With a silent grown, I oblige. But sometimes I wonder just how these same shoppers would react if I walked up to one of them and said, Excuse me, you are short, and a lot closer to that bottom shelf than I am, would you stoop down and haul me up a can of green peas? Housewives like me don't need a workout at the gym to keep in shape, not when we have "shopping day" to build up our biceps.

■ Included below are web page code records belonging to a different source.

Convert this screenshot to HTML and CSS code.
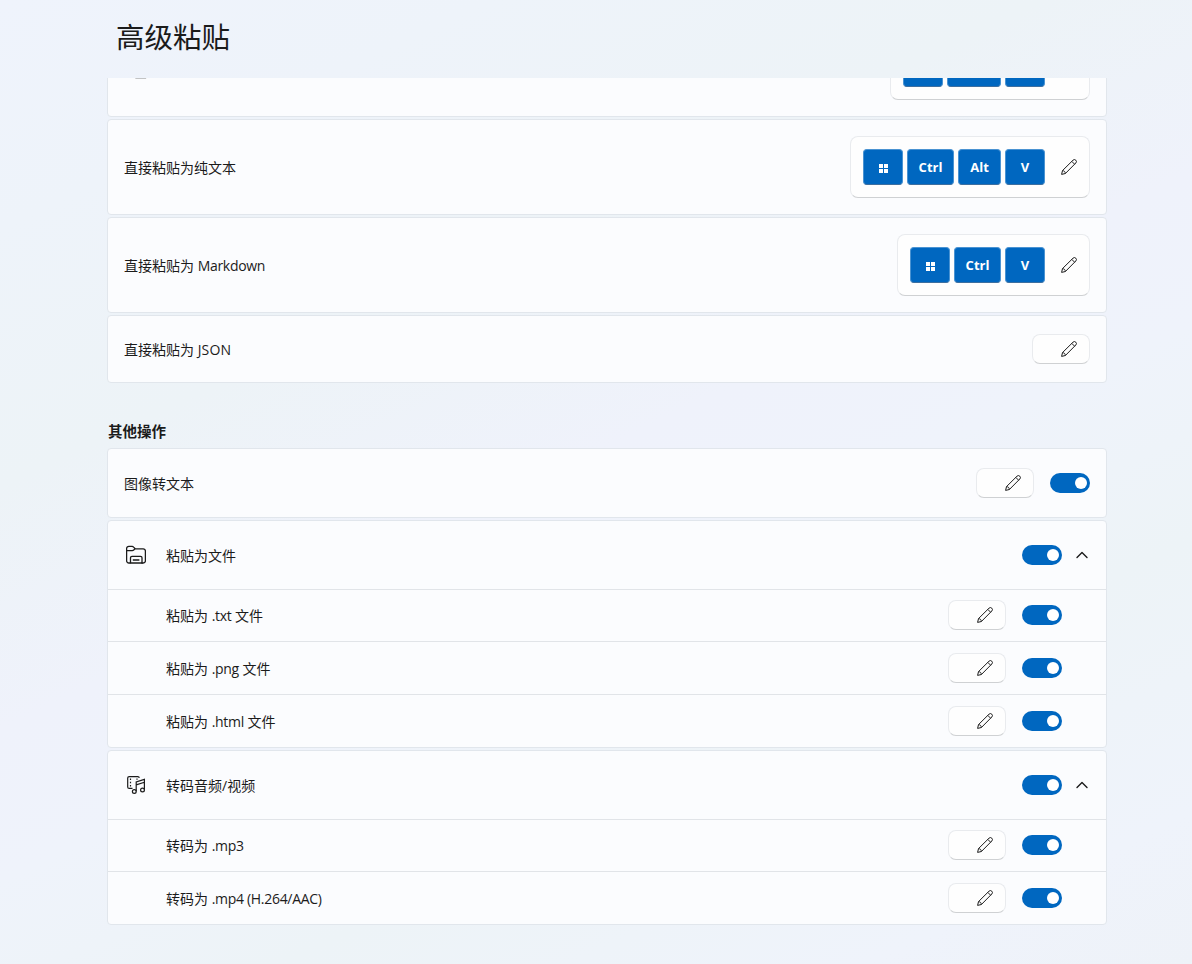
FILE: index.html
```
<!DOCTYPE html>
<html lang="zh-CN">
<head>
    <meta charset="UTF-8">
    <meta name="viewport" content="width=device-width, initial-scale=1.0">
    <title>高级粘贴</title>
    <link rel="stylesheet" href="styles.css">
</head>
<body>
    <svg class="defs" width="0" height="0">
        <symbol id="pencil" viewBox="0 0 16 16">
            <path d="M0.6 15.400l.9-3.800L12 1.200a1.950 1.950 0 0 1 2.800 2.800L4.400 14.500zM10.800 2.400l2.800 2.800M1.500 11.600c1.700.1 2.800 1.200 2.900 2.900" fill="none" stroke="currentColor" stroke-width="1" stroke-linejoin="round"/>
        </symbol>
        <symbol id="win" viewBox="0 0 9 9">
            <path d="M0 0h4v4H0zM5 0h4v4H5zM0 5h4v4H0zM5 5h4v4H5z" fill="currentColor"/>
        </symbol>
        <symbol id="chevron" viewBox="0 0 12 12">
            <path d="M1 8.6L6 3.6l5 5" fill="none" stroke="currentColor" stroke-width="1.4" stroke-linecap="round" stroke-linejoin="round"/>
        </symbol>
    </svg>

    <h1>高级粘贴</h1>
    <main class="scroll">
        <div class="card tall scrolled">
            <svg class="icon" viewBox="0 0 20 20"><path d="M6 1.500h9.500v17.200H6z" fill="none" stroke="currentColor" stroke-width="1.3"/></svg>
            <div class="shortcut">
                <span class="key"></span><span class="key shift"></span><span class="key"></span>
            </div>
        </div>
        <div class="card tall">
            <div class="label">直接粘贴为纯文本</div>
            <div class="shortcut">
                <span class="key"><svg class="win"><use href="#win"/></svg></span><span class="key ctrl">Ctrl</span><span class="key alt">Alt</span><span class="key">V</span>
                <svg class="pencil"><use href="#pencil"/></svg>
            </div>
        </div>
        <div class="card tall">
            <div class="label">直接粘贴为 <span class="latin">Markdown</span></div>
            <div class="shortcut">
                <span class="key"><svg class="win"><use href="#win"/></svg></span><span class="key ctrl">Ctrl</span><span class="key">V</span>
                <svg class="pencil"><use href="#pencil"/></svg>
            </div>
        </div>
        <div class="card">
            <div class="label">直接粘贴为 <span class="latin caps">JSON</span></div>
            <div class="shortcut"><svg class="pencil"><use href="#pencil"/></svg></div>
        </div>

        <h2>其他操作</h2>
        <div class="card single">
            <div class="label">图像转文本</div>
            <div class="shortcut"><svg class="pencil"><use href="#pencil"/></svg></div>
            <span class="toggle"></span>
        </div>

        <section class="group">
            <div class="group-head">
                <svg class="icon" viewBox="0 0 20 20">
                    <path d="M4.500 18H2.800A2.200 2.200 0 0 1 .6 15.800V3.600a2.200 2.200 0 0 1 2.200-2.200h3.300a2 2 0 0 1 1.500.7L9.200 3.800h8a2.200 2.200 0 0 1 2.200 2.200v9.800a2.200 2.200 0 0 1-2.200 2.200H15.500M.6 5.600h5.600a2 2 0 0 0 1.500-.6L9.200 3.800" fill="none" stroke="currentColor" stroke-width="1.3"/>
                    <path d="M4.500 18v-5.200a1.500 1.500 0 0 1 1.500-1.500h8.500a1.500 1.500 0 0 1 1.500 1.500V18zM6.800 15h6.600" fill="none" stroke="currentColor" stroke-width="1.3"/>
                </svg>
                <div class="label">粘贴为文件</div>
                <span class="toggle"></span>
                <svg class="chevron"><use href="#chevron"/></svg>
            </div>
            <div class="sub first">
                <div class="label">粘贴为 <span class="latin">.txt</span> 文件</div>
                <div class="shortcut"><svg class="pencil"><use href="#pencil"/></svg></div>
                <span class="toggle"></span>
            </div>
            <div class="sub">
                <div class="label">粘贴为 <span class="latin">.png</span> 文件</div>
                <div class="shortcut"><svg class="pencil"><use href="#pencil"/></svg></div>
                <span class="toggle"></span>
            </div>
            <div class="sub">
                <div class="label">粘贴为 <span class="latin">.html</span> 文件</div>
                <div class="shortcut"><svg class="pencil"><use href="#pencil"/></svg></div>
                <span class="toggle"></span>
            </div>
        </section>

        <section class="group">
            <div class="group-head">
                <svg class="icon" viewBox="0 0 20 20">
                    <g fill="none" stroke="currentColor" stroke-width="1.2">
                        <path d="M6.500 13.400H3.200a1.500 1.500 0 0 1-1.500-1.500V3.100a1.500 1.500 0 0 1 1.500-1.500h8.600a1.500 1.500 0 0 1 1.500 1.300"/>
                        <path d="M4.500 3.500v1.500M4.500 6.800v1.500M4.500 10v1.500M11 3.400v1.400"/>
                        <path d="M10.200 16.200V7l8.200-2.600v10.100M10.200 9.900l8.200-2.600"/>
                        <circle cx="8.300" cy="16.500" r="1.900"/>
                        <circle cx="16.500" cy="15" r="1.900"/>
                    </g>
                </svg>
                <div class="label">转码音频/视频</div>
                <span class="toggle"></span>
                <svg class="chevron"><use href="#chevron"/></svg>
            </div>
            <div class="sub first">
                <div class="label">转码为 <span class="latin">.mp3</span></div>
                <div class="shortcut"><svg class="pencil"><use href="#pencil"/></svg></div>
                <span class="toggle"></span>
            </div>
            <div class="sub">
                <div class="label">转码为 <span class="latin">.mp4 (H.264/AAC)</span></div>
                <div class="shortcut"><svg class="pencil"><use href="#pencil"/></svg></div>
                <span class="toggle"></span>
            </div>
        </section>
    </main>
</body>
</html>
```
FILE: styles.css
```
* {
    margin: 0;
    padding: 0;
    box-sizing: border-box;
}

body {
    height: 964px;
    overflow: hidden;
    background: linear-gradient(155deg, #eff3fc 0%, #eef3fa 15%, #edf3f7 32%, #eff2fb 48%, #eff3fb 58%, #edf3f7 72%, #eff3fb 90%, #eef2f8 100%);
    color: #1b1b1b;
    font-family: "Open Sans", "Noto Sans CJK SC", sans-serif;
    font-size: 14px;
}

svg {
    display: block;
    flex: none;
}

.defs {
    display: none;
}

h1 {
    height: 78px;
    padding: 17px 0 0 116px;
    font-size: 28.5px;
    font-weight: 400;
    line-height: 40px;
}

.scroll {
    height: 886px;
    padding: 0 85px 0 107px;
    overflow: hidden;
}

.card,
.group {
    margin-bottom: 2px;
    background: #fbfcfe;
    border: 1px solid #e1e6ec;
    border-radius: 4px;
}

.card {
    display: flex;
    align-items: center;
    height: 68px;
    padding: 0 16px;
}

.card.tall {
    height: 96px;
}

.card.scrolled {
    margin-top: -57px;
}

.card.single {
    height: 70px;
}

h2 {
    height: 63px;
    padding: 37px 0 0 1px;
    font-size: 14.5px;
    font-weight: 600;
    line-height: 20px;
}

.label {
    padding-top: 2px;
    line-height: 20px;
    white-space: nowrap;
}

.latin {
    letter-spacing: -0.3px;
}

.latin.caps {
    letter-spacing: 0.2px;
}

.icon {
    width: 20px;
    height: 20px;
    margin: 0 20px 0 2px;
}

.scrolled .icon {
    margin-left: 6px;
}

.shortcut {
    display: flex;
    align-items: center;
    gap: 4px;
    height: 30px;
    margin-left: auto;
    padding: 0 12px;
    background: #fefefe;
    border: 1px solid #e9ebee;
    border-bottom-color: #cfd1d3;
    border-radius: 8px;
}

.tall .shortcut {
    height: 62px;
}

.scrolled .shortcut {
    padding-right: 44px;
}

.key {
    display: flex;
    align-items: center;
    justify-content: center;
    width: 40px;
    height: 36px;
    background: #0067c0;
    border: 1px solid #4a93d2;
    border-bottom-color: #3d6fa0;
    border-radius: 4px;
    color: #fff;
    font-size: 13px;
    font-weight: 700;
}

.key.ctrl {
    width: 47px;
}

.key.alt {
    width: 43px;
}

.key.shift {
    width: 54px;
}

.win {
    width: 9px;
    height: 9px;
    margin-top: 3px;
}

.pencil {
    width: 16px;
    height: 16px;
    margin-left: 16px;
}

.key + .pencil {
    margin-left: 12px;
}

.toggle {
    flex: none;
    width: 40px;
    height: 20px;
    margin-left: 16px;
    padding: 4px 3px 4px 25px;
    background: #0067c0;
    border-radius: 10px;
}

.toggle::after {
    content: "";
    display: block;
    width: 12px;
    height: 12px;
    background: #fff;
    border-radius: 50%;
}

.group-head {
    display: flex;
    align-items: center;
    height: 68px;
    padding: 0 18px 0 16px;
}

.group-head .toggle {
    margin-left: auto;
}

.chevron {
    width: 12px;
    height: 12px;
    margin-left: 14px;
}

.sub {
    display: flex;
    align-items: center;
    height: 53px;
    padding: 0 44px 0 58px;
    border-top: 1px solid #e1e4e8;
}

.sub.first {
    height: 52px;
    padding-bottom: 1px;
}
```
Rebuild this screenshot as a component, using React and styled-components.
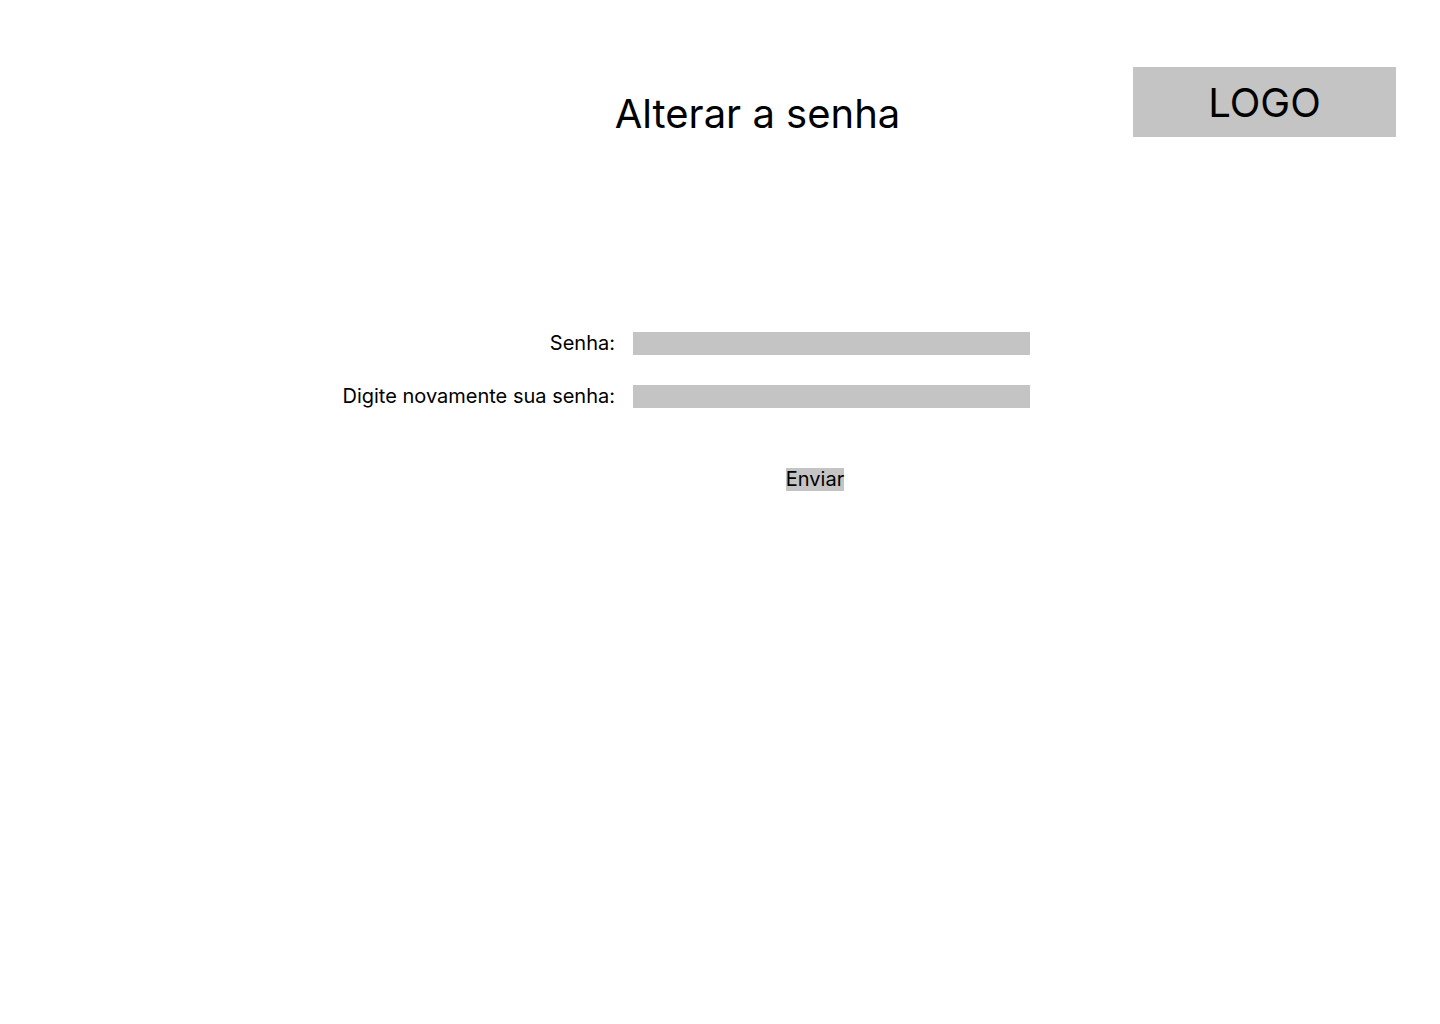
import React from "react";
import styled, { createGlobalStyle } from "styled-components";

const GlobalStyle = createGlobalStyle`
  * { box-sizing: border-box; }
  body {
    margin: 0;
    background: #ffffff;
    color: #000000;
    font-family: Inter, sans-serif;
  }
`;

const Page = styled.div`
  min-height: 100vh;
`;

const Header = styled.header`
  display: grid;
  grid-template-columns: 1fr auto 1fr;
  align-items: start;
  padding: 67px 44px 0 119px;
`;

const Title = styled.h1`
  grid-column: 2;
  margin: 23px 0 0;
  font-size: 40px;
  line-height: 48px;
  font-weight: 400;
`;

const Logo = styled.div`
  justify-self: end;
  width: 263px;
  height: 70px;
  padding-top: 12px;
  background: #c4c4c4;
  font-size: 40px;
  line-height: 48px;
  text-align: center;
`;

const Form = styled.form`
  display: grid;
  grid-template-columns: 615fr 807fr;
  column-gap: 18px;
  row-gap: 30px;
  margin-top: 194px;
`;

const Label = styled.label`
  font-size: 20px;
  line-height: 23px;
  text-align: right;
`;

const Input = styled.input`
  width: 397px;
  height: 23px;
  padding: 0 4px;
  border: 0;
  border-radius: 0;
  background: #c4c4c4;
  font: inherit;
`;

const Actions = styled.div`
  grid-column: 2;
  display: flex;
  justify-content: center;
  width: 364px;
  margin-top: 30px;
`;

const Button = styled.button`
  height: 23px;
  padding: 0;
  border: 0;
  background: #c4c4c4;
  color: inherit;
  font: inherit;
  font-size: 20px;
  line-height: 23px;
  cursor: pointer;
`;

export default function App() {
  return (
    <Page>
      <GlobalStyle />
      <Header>
        <Title>Alterar a senha</Title>
        <Logo>LOGO</Logo>
      </Header>
      <Form onSubmit={(event) => event.preventDefault()}>
        <Label htmlFor="password">Senha:</Label>
        <Input id="password" type="password" />
        <Label htmlFor="confirmation">Digite novamente sua senha:</Label>
        <Input id="confirmation" type="password" />
        <Actions>
          <Button type="submit">Enviar</Button>
        </Actions>
      </Form>
    </Page>
  );
}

I lift, carry, lug, and stretch all in the process of filling my shopping cart. Then I unload my groceries onto a conveyer belt where another shopper's items invariably cascade onto my tab. After I bag and pay for my groceries, I haul them out to the trunk of my car where again I unload them from my cart and finally drive them all home. Once I'm home I open the trunk and hang at least five of the plastic grocery filled bags on each arm, grab a 10 lb. sack of kitty-litter, and with a free hand I tuck a TV Guide between my teeth and - here's the tricky part - manage to find my house keys and open the front door. (Don't attempt this without years of practice.)

Once I'm in my kitchen, I empty out the bags, restock cupboards and shelves, and refrigerator. I then collapse, exhausted, into a chair. About this time my husband comes home from work and asks how my day has gone. I answer, "I did the grocery shopping". To which he replies, "That's nice, dear". Wanna'-bet?